Term Co-occurence problem [flow challenge]

Hi,

I’m looking to create a table similar to this from using a bunch of PDFs and the co-occurence node (these are not exact keywords, just combinations, to be clear):

image

Where I manually input the keywords to look for co-occurences for. I.e. in the case above, I manually provided the flow with the words “cake, bar” in one column, and “chocolate, citrus” in another. In other words I don’t want to look for the co-occurence of “cake and bar”, but rather for “chocolate+ bar OR cake, and citrus + bar OR cake”. Hope this is somewhat comprehensive.

The relationship should be something like this:

image

Alternatively a matrix

Any ideas on how to create such flow? I cant seem to feed the co-occurnce with 2 columns to cross-check between …

best
Simon

So I am able to get a co-occurence of specific keywords, but they all end up in one big bucket… for example:

Chocolate
Citrus
Cake
Bar

which gives me the output:

Chocolate Citrus - 1
Chocolate Cake - 1
Chocolate Bar - 1
Citrus Chocolate -1
Citrus Cake -1
Citrus Bar -1
Cake Bar - 1

What I want is to make sure that Chocolate and Citrus are not counted with one another … kinda like making 2 buckets where they just check against each other, and exclude words from the same bucket (see “bar cake” or “chocolate citrus”).

Current flow & output:

The keywords are fed through the table creator where all the keywords are in 1 column

Any input would be greatly appreciated

@Kathrin or @iperez do you have any input In this? It’s driving me nuts!

Hi @zimpstar . Check this. bigrams.knwf (17.5 KB). I’m not sure if I understood what you need…

If you need to look for bigrams, the previous workflow has to be modified. In the previous one, you can find terms.

2 Likes

Hi @zimpstar,

I would have suggested exactly the same like @iperez :slight_smile:

Using this approach you only need to add the NGram Creator node (with N=2) in your preprocessing and then filter based on the table created by iperez workflow.

Kathrin

1 Like

Thanks for your input @iperez and @Kathrin

I think I might just be bad at explaining the problem (sorry, English is not my first language!). I am not looking to create NGrams, but rather I’m just trying to make sure that certain words are not counted as co-occured with one another …

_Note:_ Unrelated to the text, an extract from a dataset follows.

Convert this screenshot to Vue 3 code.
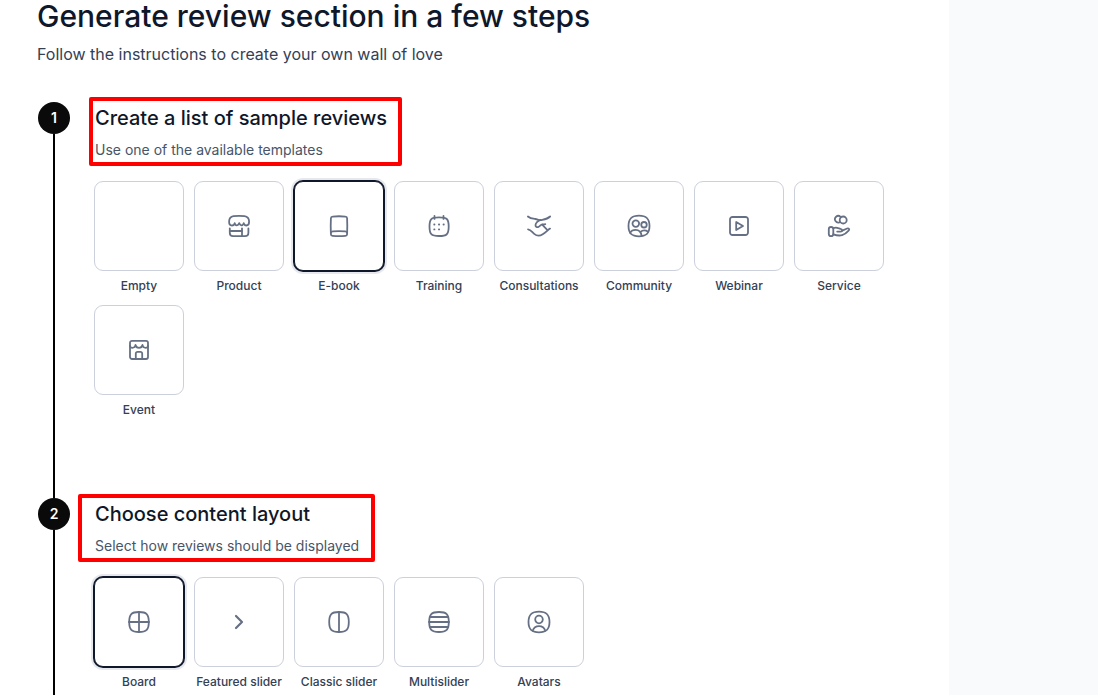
<template>
  <div class="page">
    <main class="content">
      <h1 class="title">Generate review section in a few steps</h1>
      <p class="lead">Follow the instructions to create your own wall of love</p>

      <section v-for="(step, index) in steps" :key="step.title" class="step">
        <div class="rail">
          <span class="number">{{ index + 1 }}</span>
        </div>
        <div class="body">
          <header class="head">
            <h2>{{ step.title }}</h2>
            <p>{{ step.text }}</p>
            <span class="mark" :class="'mark-' + (index + 1)"></span>
          </header>
          <div class="options">
            <div
              v-for="option in step.options"
              :key="option.name"
              class="option"
              @click="selected[index] = option.name"
            >
              <div class="tile" :class="{ active: selected[index] === option.name }">
                <svg v-if="option.icon" viewBox="0 0 24 24" :class="{ bold: option.bold }">
                  <path v-for="d in option.icon" :key="d" :d="d" />
                </svg>
              </div>
              <span class="label">{{ option.name }}</span>
            </div>
          </div>
        </div>
      </section>
    </main>
  </div>
</template>

<script setup>
import { ref } from "vue";

const selected = ref(["E-book", "Board"]);

const squircle =
  "M12 2C4.5 2 2.200 4.300 2.200 12s2.300 10 9.800 10 9.800-2.300 9.800-10S19.500 2 12 2z";

const steps = [
  {
    title: "Create a list of sample reviews",
    text: "Use one of the available templates",
    options: [
      { name: "Empty" },
      {
        name: "Product",
        icon: [
          "M6.500 2.200C3.800 2.600 2.100 4.800 2.100 7.800c0 2.400 1 3.700 2.800 3.700 1.600 0 2.500-.9 2.800-2.300.5 1.400 1.200 2.100 2.200 2.100s1.700-.7 2.300-2.100c.6 1.400 1.300 2.100 2.300 2.100s1.700-.7 2.200-2.100c.5 1.400 1.300 2.300 2.600 2.300 1.700 0 2.800-1.300 2.800-3.700 0-3-1.800-5.200-4.600-5.600Q12 1.500 6.500 2.200z",
          "M2.800 14.300v4.700c0 2.200 1 3.200 3.200 3.200h12c2.400 0 3.400-1 3.400-3.400v-4.500",
          "M2.800 17H15",
          "M15 14.300v7.700",
        ],
      },
      {
        name: "E-book",
        icon: [
          "M5.500 2.600Q12 1.900 18.500 2.600 20 2.700 20.100 4.200 20.500 12 20.100 20.200 20 21.800 18.500 21.900 12 22.500 5.500 21.900 4 21.800 3.900 20.200 3.500 12 3.900 4.200 4 2.700 5.500 2.600z",
          "M4 18.800q.1-1.200 1.700-1.400 6.300-.7 12.600 0 1.600.2 1.700 1.400",
        ],
      },
      {
        name: "Training",
        icon: [
          "M12 3.300C4.200 3.300 2.500 4.800 2.500 12.600S4.200 22 12 22s9.700-1.600 9.700-9.400S19.800 3.300 12 3.300z",
          "M7.500 1.900v3",
          "M16.500 1.900v3",
          "M7.200 10.500h.3",
          "M11.900 10.500h.3",
          "M16.500 10.500h.3",
          "M7.200 15.400h.3",
          "M11.900 15.400h.3",
        ],
      },
      {
        name: "Consultations",
        icon: [
          "M.9 2.500c2.300 2.100 4.600 2.200 7.500 2.500 2 .2 3.700 1.500 5.800 1.100 3.500-.7 6.300-1 8.900-3.600",
          "M13.500 6c-2.200.3-4.900 2.900-5 5-.1 1.900 1.600 2.700 3.200 1.800 1.500-.8 2-2.300 3.600-2.400 1.400.2 2.500 0 3-.2",
          "M15.200 10.600l5 5.200",
          "M1 15.300c3 .3 3.900 2.600 6.200 4.600 2.600 2.200 6 2 8.500.4 3-1.900 4.700-3.900 7.300-5.700",
        ],
      },
      {
        name: "Community",
        icon: [
          "M12 1.700C4.500 1.700 1.500 4.500 1.500 12S4.500 22.300 12 22.300 22.500 19.500 22.500 12 19.500 1.700 12 1.700z",
          "M8.800 6.300a3.300 3.300 0 1 0 0 6.600 3.300 3.300 0 0 0 0-6.600z",
          "M17 8a2.700 2.700 0 1 0 0 5.500 2.700 2.700 0 0 0 0-5.500z",
          "M3 18.700c1.200-2 3.200-2.900 5.700-2.900 3.100 0 5.300 2 6 6",
          "M13.600 17.800c1.900-1.800 5.200-1.700 7.500-.1",
        ],
      },
      {
        name: "Webinar",
        icon: [
          "M5.500 3h13A2.500 2.500 0 0 1 21 5.500v13a2.500 2.500 0 0 1-2.500 2.500h-13A2.500 2.500 0 0 1 3 18.500v-13A2.500 2.500 0 0 1 5.500 3z",
          "M9.200 8v8l6.800-4z",
        ],
      },
      {
        name: "Service",
        icon: [
          "M12.700 8.200a3.300 3.300 0 1 1 .7-5.500",
          "M16.200 2.500a3.500 3.500 0 1 0 0 7 3.500 3.500 0 0 0 0-7z",
          "M4 13c1.600 0 2.300.4 2.300 2v5c0 1.600-.7 2.200-2.300 2.200s-2.200-.6-2.200-2.200v-5c0-1.600.6-2 2.200-2z",
          "M6.300 14.300c1.500-.7 3.300-.8 5-.1l2.200.7c2.300.5 2.200 2.700 0 2.800l-3.300-.1",
          "M15.300 16.600l4.800-2.100c1.600-.6 2.900.7 1.500 2.100-2.100 2.300-4.100 4-6.500 4.600-3 .7-5.900.2-8.800-.9",
        ],
      },
      {
        name: "Event",
        icon: [
          "M5 2.800h14a2 2 0 0 1 2 2V19a2 2 0 0 1-2 2H5a2 2 0 0 1-2-2V4.800a2 2 0 0 1 2-2z",
          "M3 7.800c.2 1.400 1 2 2.300 2 1.700 0 3-1.100 3.200-2.800.4 1.800 1.700 2.800 3.500 2.800s3.100-1 3.500-2.800c.2 1.700 1.500 2.800 3.200 2.800 1.300 0 2.100-.6 2.300-2",
          "M8.800 21v-5.500a1.700 1.700 0 0 1 1.700-1.700h3a1.700 1.700 0 0 1 1.700 1.700V21",
        ],
      },
    ],
  },
  {
    title: "Choose content layout",
    text: "Select how reviews should be displayed",
    options: [
      { name: "Board", icon: [squircle, "M12 2v20", "M2 12h20"] },
      { name: "Featured slider", icon: ["M9 6l6 6-6 6"], bold: true },
      { name: "Classic slider", icon: [squircle, "M12 2v20"] },
      { name: "Multislider", icon: [squircle, "M2.800 7h18.400", "M2 12h20", "M2.800 17h18.400"] },
      {
        name: "Avatars",
        icon: [
          "M12 1.700C4.500 1.700 1.500 4.500 1.500 12S4.500 22.300 12 22.300 22.500 19.500 22.500 12 19.500 1.700 12 1.700z",
          "M12 5.700a3.800 3.800 0 1 0 0 7.600 3.800 3.800 0 0 0 0-7.600z",
          "M5.700 20.800c1-3.200 3.300-4.700 6.300-4.700s5.300 1.500 6.300 4.700",
        ],
      },
    ],
  },
];
</script>

<style>
body {
  background: #f8fafc;
  overflow: hidden;
}
</style>

<style scoped>
* {
  margin: 0;
  padding: 0;
  box-sizing: border-box;
}
.page {
  height: 695px;
  overflow: hidden;
  background: #f8fafc;
  font-family: Inter, sans-serif;
}
.content {
  width: 949px;
  height: 695px;
  padding-left: 37px;
  background: #fff;
  overflow: hidden;
}
.title {
  height: 42px;
  font-size: 30px;
  line-height: 32px;
  font-weight: 500;
  color: #0f172a;
}
.lead {
  height: 60px;
  font-size: 16px;
  line-height: 25px;
  color: #334155;
}
.step {
  display: flex;
  height: 396px;
}
.rail {
  width: 34px;
  display: flex;
  flex-direction: column;
  align-items: center;
}
.rail::after {
  content: "";
  flex: 1;
  width: 2px;
  background: #000;
}
.number {
  width: 32px;
  height: 32px;
  border-radius: 50%;
  background: #0a0a0a;
  color: #fff;
  font-size: 14px;
  line-height: 32px;
  font-weight: 600;
  text-align: center;
}
.body {
  padding-left: 23px;
}
.head {
  position: relative;
  height: 79px;
  padding-left: 1px;
}
.head h2 {
  font-size: 20px;
  line-height: 32px;
  font-weight: 500;
  color: #0f172a;
}
.head p {
  padding-top: 6px;
  font-size: 14px;
  line-height: 20px;
  color: #475569;
}
.mark {
  position: absolute;
  border: 4px solid #f00;
  border-radius: 2px;
}
.mark-1 {
  left: -5px;
  top: -5px;
  width: 313px;
  height: 69px;
}
.mark-2 {
  left: -16px;
  top: -4px;
  width: 297px;
  height: 68px;
}
.options {
  display: flex;
  flex-wrap: wrap;
  gap: 10px;
  width: 800px;
}
.option {
  width: 90px;
  height: 114px;
  cursor: pointer;
}
.tile {
  display: flex;
  align-items: center;
  justify-content: center;
  height: 90px;
  border: 1px solid #cbd0dc;
  border-radius: 9px;
  background: #fff;
}
.tile.active {
  border-color: #0f172a;
  box-shadow: 0 0 0 1px #0f172a, 0 0 0 3px #e6e8ee;
}
.tile svg {
  width: 24px;
  height: 24px;
  fill: none;
  stroke: #667085;
  stroke-width: 1.8;
  stroke-linecap: round;
  stroke-linejoin: round;
}
.tile svg.bold {
  stroke-width: 2.2;
}
.label {
  display: flex;
  justify-content: center;
  margin-top: 5px;
  font-size: 12px;
  line-height: 20px;
  font-weight: 500;
  color: #334155;
  white-space: nowrap;
}
</style>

Right now it mixes all my keywords with each other, but what I’m trying to do is make sure some words are not (in this case, “cake” and “bar” or “chocolate” and “vanilla”) because they just don’t make any sense to mix. My example is bad because “chocolate cake” happens to be an Ngram but it could be anything else, like the sentiment on wether or not something is good for example.

Imagine these sentences:

The chocolate cake is delicious, I really prefer them over a bar.
I really like chocolate - especially when it is cake.
I do not like citrus, but I love vanilla.
I prefer chocolate over anything else although I love cake.

I want to use the words “delicious” or “prefer” or “like” and similar to find their co-occurence with “chocolate” or “citrus” or “vanilla” to figure out what the author thinks of them. But I don’t want to check the co-occurence of “delicious, prefer and like” because they are not relevant when checked against each other.

This is the output I get now:

image

Red = bad
Green = good

I don’t want the red results to show up at all, because again, they they dont make any sense. I want to ensure that the words “love” and “like” are not counted as a co-occurence, but “like” and “chocolate” or “love” and “chocolate” counts.

image

So to clarify: I don’t want to check the co-occurence of the words in column 1 in picture above, but rather the co-occurence of word 1 column 1 (delicious) with ALL the words in column 2 - then move on to word 2 in column 1 with all the words in column 2, etc, etc.

I hope i am more clear …

Simon

In the table above:

Red = bad results, I am not interested in these
Green = good results, I want only these to count

Hi @zimpstar Check this:

Text Counting2.knwf (300.9 KB)
This is getting interesting :smile:

1 Like

You’re a genius. Can we get in a touch somehow? Do you use any IM platform where we could have a chat?

1 Like

@zimpstar. Glad it worked. Telegram: https://t.me/Iperez

@iperez I can not thank you enough

OK so building from this flow I’m trying to create a final step where it would extract the sentences of the co-occured match, so for example for the match "chocolate and “love” it would output the sentence for that match, like: “chocolate fondue is something I really love!”.

Any ideas on how to move in that direction? I’ve spent the last couple of hours trying to achieve this with the sentence extractor but it just parses every single sentence from the pdf files … =/

Hi @zimpstar.

This workflow finds the sentences on which a couple of words appear. I’m a little bit confused about the previuos filters. Could you please restate the full problem?.

Text Counting 1.knwf (286.6 KB)

This topic was automatically closed 7 days after the last reply. New replies are no longer allowed.